Your instructions -
Assemble all lines in which the string "index" appears.
====
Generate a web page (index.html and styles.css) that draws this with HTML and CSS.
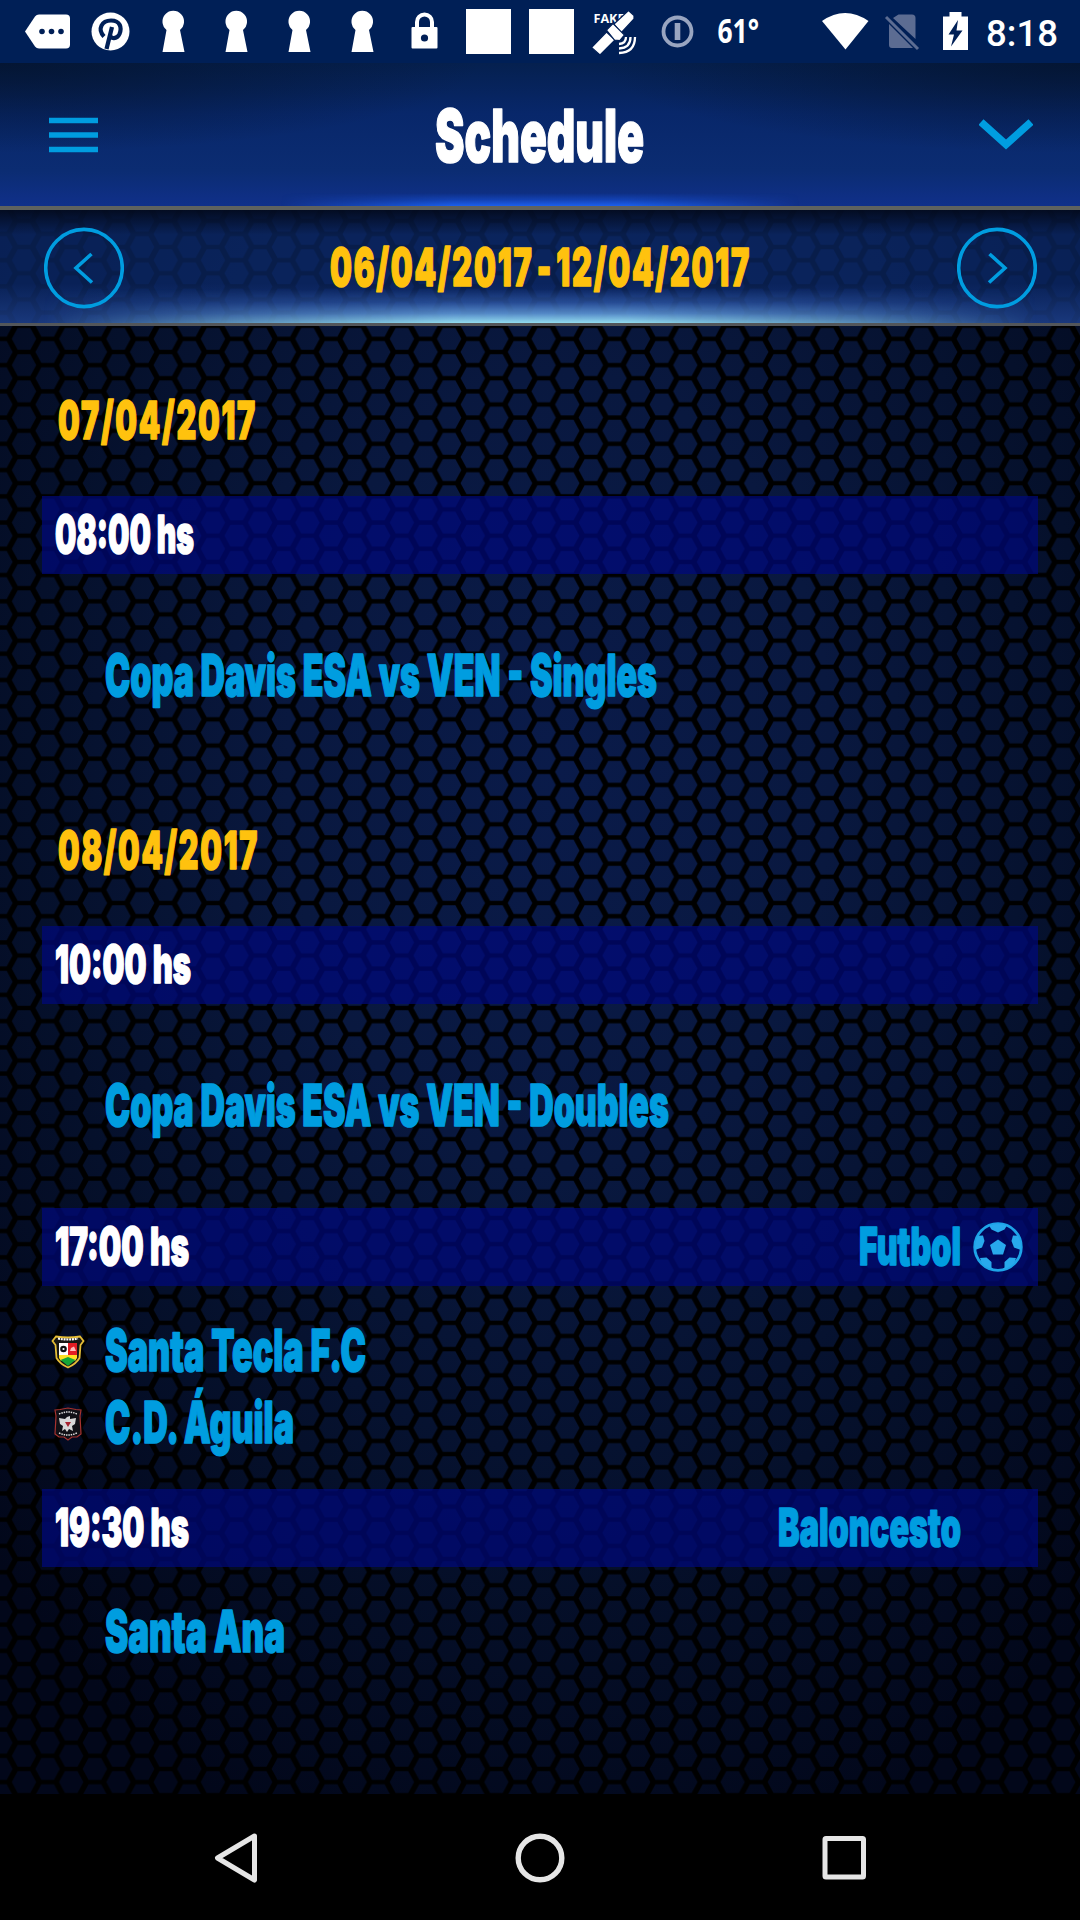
FILE: index.html
```html
<!DOCTYPE html>
<html lang="en">
<head>
<meta charset="utf-8">
<title>Schedule</title>
<link rel="stylesheet" href="styles.css">
</head>
<body>
<div class="app">
  <div class="status">
    <div class="slots">
      <svg class="slot" viewBox="0 0 63 63"><path fill="#fff" d="M9 31.500 19 16.500Q20.500 14.500 23 14.500H50Q54 14.500 54 18.500V44.500Q54 48.500 50 48.500H23Q20.500 48.500 19 46.500Z"/><g fill="#001f56"><circle cx="26" cy="31.500" r="2.800"/><circle cx="35.500" cy="31.500" r="2.800"/><circle cx="45" cy="31.500" r="2.800"/></g></svg>
      <svg class="slot" viewBox="0 0 63 63"><circle cx="31.500" cy="31.500" r="19" fill="#fff"/><g fill="none" stroke="#001f56" stroke-width="4.200"><path d="M25 36.500C18 29 23 20.500 32 20.500C41.500 20.500 43 28 40.500 34C38 39.500 31.500 39 31 35"/><path d="M33 27 27.500 49"/></g></svg>
      <svg class="slot" viewBox="0 0 63 63"><path class="keyhole" d="M20.500 52 24.500 30A10.800 10.800 0 1 1 38 30L42.500 52Z"/></svg>
      <svg class="slot" viewBox="0 0 63 63"><path class="keyhole" d="M20.500 52 24.500 30A10.800 10.800 0 1 1 38 30L42.500 52Z"/></svg>
      <svg class="slot" viewBox="0 0 63 63"><path class="keyhole" d="M20.500 52 24.500 30A10.800 10.800 0 1 1 38 30L42.500 52Z"/></svg>
      <svg class="slot" viewBox="0 0 63 63"><path class="keyhole" d="M20.500 52 24.500 30A10.800 10.800 0 1 1 38 30L42.500 52Z"/></svg>
      <svg class="slot" viewBox="0 0 63 63"><path d="M23 29V22A7.500 7.500 0 0 1 38 22V29" fill="none" stroke="#fff" stroke-width="4"/><rect x="17.500" y="27" width="26" height="21.500" rx="1" fill="#fff"/><circle cx="30.500" cy="38" r="3.600" fill="#001f56"/></svg>
      <svg class="slot" viewBox="0 0 63 63"><rect x="9" y="9" width="45" height="45" fill="#fff"/></svg>
      <svg class="slot" viewBox="0 0 63 63"><rect x="9" y="9" width="45" height="45" fill="#fff"/></svg>
      <svg class="slot" viewBox="0 0 63 63"><text class="fake" x="10.500" y="23" textLength="31" lengthAdjust="spacingAndGlyphs">FAKE</text><g fill="#fff" stroke="#001f56" stroke-width="1.200"><path d="M31 24 45.500 10.500 51 15.500 51 19 38 33Z"/><path d="M8.500 47.500 23.500 32 32 40 17 55Z"/><path d="M23.500 30 30 23.500 41.500 35 37 40.500 31.500 40Z"/></g><g fill="none" stroke="#fff" stroke-width="2.300"><path d="M36 44Q43 43.500 43 37M36 48.500Q47.500 48 47.500 37M36 53Q52 52.500 52 37"/></g></svg>
      <svg class="slot" viewBox="0 0 63 63"><g fill="none" stroke="#99a5c0"><circle cx="31.500" cy="31.500" r="14" stroke-width="3.800"/><path d="M31.500 23V40" stroke-width="5.600"/></g></svg>
      <svg class="slot" viewBox="0 0 63 63"><text class="temp" x="8.500" y="42.500" textLength="41.500" lengthAdjust="spacingAndGlyphs">61°</text></svg>
    </div>
    <svg class="signals" viewBox="0 0 150 63" width="150" height="63"><path fill="#fff" d="M0 21Q23 5 46.500 21L23.500 49.500Z"/><path fill="#5c6c92" d="M76.500 14.500H90Q93.500 14.500 93.500 18V39L71 18ZM67 24 91 48H70Q67 48 67 45Z"/><path d="M64 17 96 49" stroke="#5c6c92" stroke-width="3"/><path fill="#fff" d="M121 16.500H127.500V12H139.500V16.500H146V50H121Z"/><path fill="#001f56" d="M136 20 126.500 34.500H132L129 46.500 140.500 30.500H134.500Z"/></svg>
    <svg class="clock" viewBox="0 0 76 63" width="76" height="63"><text x="0" y="46" textLength="72" lengthAdjust="spacingAndGlyphs">8:18</text></svg>
  </div>

  <header class="header">
    <svg width="49" height="36" viewBox="0 0 49 36"><path d="M0 3.500H49M0 18H49M0 32.500H49" stroke="#009de0" stroke-width="5.600"/></svg>
    <h1 class="title"><svg class="type" width="209" height="80"><text x="0" y="66.500" textLength="209" lengthAdjust="spacingAndGlyphs">Schedule</text></svg></h1>
    <svg width="54" height="32" viewBox="0 0 54 32"><path d="M2 3 27 25.500 52 3" fill="none" stroke="#009de0" stroke-width="7.500"/></svg>
  </header>

  <div class="lower">
    <svg class="mesh" width="1080" height="1584">
      <defs>
        <pattern id="hex" width="47.240" height="26.240" patternUnits="userSpaceOnUse" patternTransform="translate(0.400 142)">
          <g fill="#fff"><path d="M11.400 13.120 17.300 2.300H29.900L35.800 13.120 29.900 23.940H17.300Z"/><path d="M-12.220 0 -6.300 -10.820H6.300L12.220 0 6.300 10.820H-6.300Z"/><path d="M35.020 0 40.940 -10.820H53.540L59.460 0 53.540 10.820H40.940Z"/><path d="M-12.220 26.240 -6.300 15.420H6.300L12.220 26.240 6.300 37H-6.300Z"/><path d="M35.020 26.240 40.940 15.420H53.540L59.460 26.240 53.540 37H40.940Z"/></g>
        </pattern>
        <radialGradient id="light" gradientUnits="userSpaceOnUse" cx="0" cy="0" r="1" gradientTransform="translate(560 560) scale(780 1140)">
          <stop offset="0" stop-color="#0a1b4a"/><stop offset=".35" stop-color="#09183f"/><stop offset=".68" stop-color="#05102b"/><stop offset="1" stop-color="#02071a"/>
        </radialGradient>
        <mask id="cells"><rect width="1080" height="1584" fill="url(#hex)"/></mask>
      </defs>
      <rect width="1080" height="1584" fill="url(#light)" mask="url(#cells)"/>
    </svg>

    <nav class="range">
      <svg width="80" height="82" viewBox="0 0 80 82"><g fill="none" stroke="#009de0" stroke-width="3.600"><ellipse cx="40" cy="41" rx="38.300" ry="38.600"/><path d="M47.500 27 32 41 48 55.500"/></g></svg>
      <svg class="type date" width="421" height="60"><text x="0" y="47.500" textLength="421" lengthAdjust="spacingAndGlyphs">06/04/2017 - 12/04/2017</text></svg>
      <svg width="80" height="82" viewBox="0 0 80 82"><g fill="none" stroke="#009de0" stroke-width="3.600"><ellipse cx="40" cy="41" rx="38.300" ry="38.600"/><path d="M32.500 27 48 41 32 55.500"/></g></svg>
    </nav>

    <main class="list">
      <h2 class="day"><svg class="type date" width="199" height="60"><text x="0" y="47" textLength="199" lengthAdjust="spacingAndGlyphs">07/04/2017</text></svg></h2>
      <div class="bar"><svg class="type hour" width="139" height="60"><text x="0" y="47.500" textLength="139" lengthAdjust="spacingAndGlyphs">08:00 hs</text></svg></div>
      <div class="event"><svg class="type team" width="552" height="60"><text x="0" y="49.500" textLength="552" lengthAdjust="spacingAndGlyphs">Copa Davis ESA vs VEN - Singles</text></svg></div>

      <h2 class="day"><svg class="type date" width="201" height="60"><text x="0" y="47" textLength="201" lengthAdjust="spacingAndGlyphs">08/04/2017</text></svg></h2>
      <div class="bar"><svg class="type hour" width="136" height="60"><text x="0" y="47.500" textLength="136" lengthAdjust="spacingAndGlyphs">10:00 hs</text></svg></div>
      <div class="event"><svg class="type team" width="564" height="60"><text x="0" y="49.500" textLength="564" lengthAdjust="spacingAndGlyphs">Copa Davis ESA vs VEN - Doubles</text></svg></div>

      <div class="bar">
        <svg class="type hour" width="134" height="60"><text x="0" y="47.500" textLength="134" lengthAdjust="spacingAndGlyphs">17:00 hs</text></svg>
        <svg class="type sport" width="102" height="60"><text x="0" y="47.500" textLength="102" lengthAdjust="spacingAndGlyphs">Futbol</text></svg>
        <div class="badge"><svg width="50" height="50" viewBox="0 0 50 50"><defs><clipPath id="ball"><circle cx="25" cy="25" r="23"/></clipPath></defs><circle cx="25" cy="25" r="23.300" fill="none" stroke="#1da4e8" stroke-width="2.800"/><g fill="#28a9ec" clip-path="url(#ball)"><path d="M25 17.500 33 23 30 32.500H20L17 23Z"/><path d="M15 2 18.500 7.500 25 10.500 31.500 7.500 35 2Z"/><path d="M1 14 10 13.500 11.500 19 9 25.500 2 28Z"/><path d="M49 14 40 13.500 38.500 19 41 25.500 48 28Z"/><path d="M7 36 13.500 35.500 18.500 40 18.500 45.500 21.500 49 10 45Z"/><path d="M43 36 36.500 35.500 31.500 40 31.500 45.500 28.500 49 40 45Z"/></g></svg></div>
      </div>
      <div class="teams">
        <div class="row"><svg class="crest" width="36" height="34" viewBox="0 0 36 34"><path d="M6 1.500Q18 3.500 30 1.500L33.500 6 30.500 10 29.500 23Q26 29 18 32.500Q10 29 6.500 23L5.500 10 2.500 6Z" fill="#181714" stroke="#e5bd36" stroke-width="1.800"/><path d="M9 8H18V20H9Z" fill="#fff"/><path d="M18 8H27V20H18Z" fill="#e31d24"/><path d="M9 20H27V23L25 26H11L9 23Z" fill="#ffe022"/><path d="M10.500 25 18 22 25.500 25 18 31Z" fill="#16a637"/><circle cx="13.500" cy="14" r="3.300" fill="#111"/><circle cx="13.500" cy="14" r="1.100" fill="#fff"/><path d="M20 16 21 13 24 11.500 26 16Z" fill="#fbb"/><path d="M8 3.500Q18 5.500 28 3.500" fill="none" stroke="#fff" stroke-width="2.200" stroke-dasharray="2 .8"/></svg><svg class="type team" width="261" height="60"><text x="0" y="49" textLength="261" lengthAdjust="spacingAndGlyphs">Santa Tecla F.C</text></svg></div>
        <div class="row"><svg class="crest" width="36" height="34" viewBox="0 0 36 34"><path d="M5 3 10 2.500 18 1 26 2.500 31 3 30 9 31 27 27 30 22 30 18 33 14 30 9 30 5 27 6 9Z" fill="#101016" stroke="#a8322f" stroke-width="1.200"/><path d="M9 7Q18 3 27 7M9 26Q18 30 27 26" fill="none" stroke="#ddd" stroke-width="1.500" stroke-dasharray="1.500 .9"/><path d="M17 10 20 9 20 12 26 11 25 17 22 19 23 24 19 22 17 25 15 22 12 24 13 19 10 17 9 11 15 12Z" fill="#d8d8d8"/><path d="M15 15 21 15 18 20Z" fill="#a82430"/></svg><svg class="type team" width="189" height="60"><text x="0" y="48.500" textLength="189" lengthAdjust="spacingAndGlyphs">C.D. Águila</text></svg></div>
      </div>

      <div class="bar">
        <svg class="type hour" width="134" height="60"><text x="0" y="47.500" textLength="134" lengthAdjust="spacingAndGlyphs">19:30 hs</text></svg>
        <svg class="type sport" width="183" height="60"><text x="0" y="47.500" textLength="183" lengthAdjust="spacingAndGlyphs">Baloncesto</text></svg>
        <div class="badge"></div>
      </div>
      <div class="teams">
        <div class="row"><span class="crest"></span><svg class="type team" width="180" height="60"><text x="0" y="49" textLength="180" lengthAdjust="spacingAndGlyphs">Santa Ana</text></svg></div>
      </div>
    </main>
  </div>

  <div class="softkeys">
    <svg width="54" height="54" viewBox="0 0 54 54"><path d="M45.500 5 8.500 27 45.500 49Z" fill="none" stroke="#e6e6e6" stroke-width="5" stroke-linejoin="round"/></svg>
    <svg width="54" height="54" viewBox="0 0 54 54"><circle cx="27" cy="27" r="21.800" fill="none" stroke="#e6e6e6" stroke-width="5.400"/></svg>
    <svg width="54" height="54" viewBox="0 0 54 54"><rect x="8" y="7.500" width="38.500" height="38.500" rx="1" fill="none" stroke="#e6e6e6" stroke-width="5"/></svg>
  </div>
</div>
</body>
</html>
```
FILE: styles.css
```css
* { box-sizing: border-box; }
body { margin: 0; background: #000; font-family: Inter, "Liberation Sans", sans-serif; }
svg { display: block; flex: none; }
h1, h2 { margin: 0; }

.app { width: 1080px; height: 1920px; display: flex; flex-direction: column; overflow: hidden; }

.status { height: 63px; flex: none; display: flex; padding-left: 16px; background: #001f56; }
.slots { display: flex; width: 806px; flex: none; }
.slot { width: 63px; height: 63px; }
.keyhole { fill: #fff; }
.fake { font: 700 13px "Open Sans", sans-serif; fill: #fff; }
.temp { font: 700 34px "Open Sans", sans-serif; fill: #fff; }
.clock { margin-left: 14px; }
.clock text { font: 500 37px Roboto, sans-serif; fill: #fff; }

.header {
  height: 147px; flex: none; display: flex; align-items: center; justify-content: space-between;
  position: relative;
  padding: 0 47px 0 49px; border-bottom: 4px solid #5f625f;
  background:
    radial-gradient(ellipse 480px 90px at 0 0, rgba(4, 18, 42, .75), transparent),
    radial-gradient(ellipse 480px 90px at 100% 0, rgba(4, 18, 42, .75), transparent),
    linear-gradient(#05204f, #08276a 35%, #0b2c72 75%, #10308a);
}
.title { padding-left: 2px; }
.header::after, .range::before {
  content: ""; position: absolute; left: 0; right: 0; bottom: 0;
}
.header::after {
  height: 13px;
  background: linear-gradient(transparent, rgba(26, 92, 240, .45) 55%, #1b60ee);
  -webkit-mask-image: linear-gradient(90deg, transparent 26%, #000 42%, #000 58%, transparent 74%);
  mask-image: linear-gradient(90deg, transparent 26%, #000 42%, #000 58%, transparent 74%);
}

.lower { position: relative; height: 1585px; flex: none; display: flex; flex-direction: column; }
.mesh { position: absolute; inset: 0; }

.range {
  position: relative; height: 116px; display: flex; align-items: center; justify-content: space-between;
  padding: 2px 43px 0 44px; border-bottom: 3px solid #53565a;
  background:
    linear-gradient(rgba(2, 8, 24, .85), transparent 22%),
    linear-gradient(transparent 65%, rgba(50, 90, 180, .4)),
    rgba(12, 44, 112, .66);
}
.range::before {
  height: 34px;
  background: linear-gradient(transparent, rgba(70, 120, 205, .4) 40%, rgba(105, 165, 225, .75) 72%, #93dcee);
  -webkit-mask-image: linear-gradient(90deg, transparent 4%, rgba(0, 0, 0, .55) 22%, #000 42%, #000 58%, rgba(0, 0, 0, .55) 78%, transparent 96%);
  mask-image: linear-gradient(90deg, transparent 4%, rgba(0, 0, 0, .55) 22%, #000 42%, #000 58%, rgba(0, 0, 0, .55) 78%, transparent 96%);
}
.range svg { position: relative; }

.list { position: relative; padding: 22px 42px 0; }
.day { height: 148px; display: flex; align-items: center; padding-left: 16px; }
.bar { height: 78px; display: flex; align-items: center; padding: 0 15px 0 13px; background: rgba(0, 8, 126, .7); }
.sport { margin-left: auto; }
.badge { width: 50px; height: 50px; margin-left: 12px; }
.event { height: 204px; display: flex; align-items: center; padding-left: 63px; }
.teams { padding: 30px 0 30px 8px; }
.row { height: 72px; display: flex; align-items: center; gap: 19px; }
.teams + .bar { margin-top: -1px; }
.crest { width: 36px; height: 34px; flex: none; }

.type { overflow: visible; font-weight: 900; font-size: 52.500px; stroke-width: 1.600px; stroke-linejoin: round; }
.title .type { font-size: 73px; fill: #fff; stroke: #fff; }
.date { fill: #ffc20e; stroke: #ffc20e; letter-spacing: 3px; }
.range .date { word-spacing: -8px; }
.hour { fill: #fff; stroke: #fff; }
.sport { fill: #009de0; stroke: #009de0; }
.team { font-size: 57.500px; fill: #009de0; stroke: #009de0; }

.softkeys { height: 125px; flex: none; display: flex; justify-content: space-between; align-items: center; padding: 0 209px; background: #000; }
```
====
Task answer -
Generate a web page (index.html and styles.css) that draws this with HTML and CSS.
FILE: index.html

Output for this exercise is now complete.